Before designing anything, write down the answers to these questions explicitly:
- Who are the users and what are they actually trying to accomplish — not what they say they want, but what problem they need solved?
- What is the expected load? How many users, how many requests per second, how much data?
- What are the availability requirements? Can the system be down for maintenance? What is the cost of an outage?
- What are the security and compliance constraints? What data is being stored, and what regulations apply?
- What does success look like? How will you know the application is working as intended?
Choose an Architecture That Fits the Problem
Architecture is the high-level structure of a system — how responsibilities are divided, how components communicate, and where data lives. The right architecture is the one that fits the scale, team size, and nature of the problem you are solving. There is no universally best architecture, only architectures that are appropriate or inappropriate for a given context.
Monolithic Architecture
A monolith packages the entire application — UI, business logic, and data access — into a single deployable unit. Monoliths have a bad reputation they do not entirely deserve.

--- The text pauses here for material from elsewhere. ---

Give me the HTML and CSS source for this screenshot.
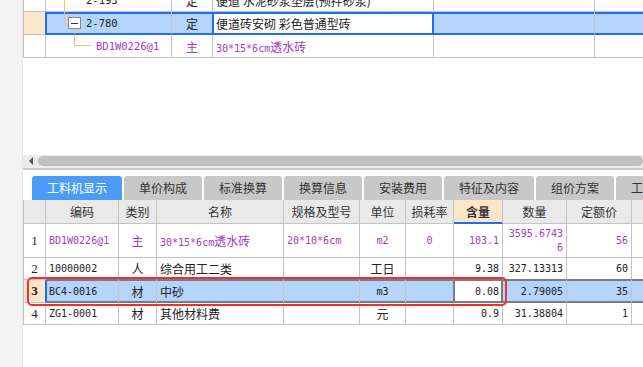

For small teams, early-stage products, and applications with relatively contained scope, a well-structured monolith is often the fastest and most maintainable choice. Shopify, Stack Overflow, and Basecamp all ran on monoliths at massive scale. The problems with monoliths arise not from the pattern itself, but from poor internal organization — when the monolith becomes a big ball of mud where everything depends on everything else.
Service-Oriented and Microservices Architecture
Microservices decompose the application into independently deployable services, each responsible for a specific business capability. This enables independent scaling, independent deployment, and independent technology choices per service. The cost is real: distributed systems are harder to debug, test, and operate. Network calls replace function calls. You gain deployment flexibility and lose simplicity. Microservices make sense when you have multiple teams that need to work independently, when different parts of the system have very different scaling requirements, or when you need different technology stacks for different capabilities.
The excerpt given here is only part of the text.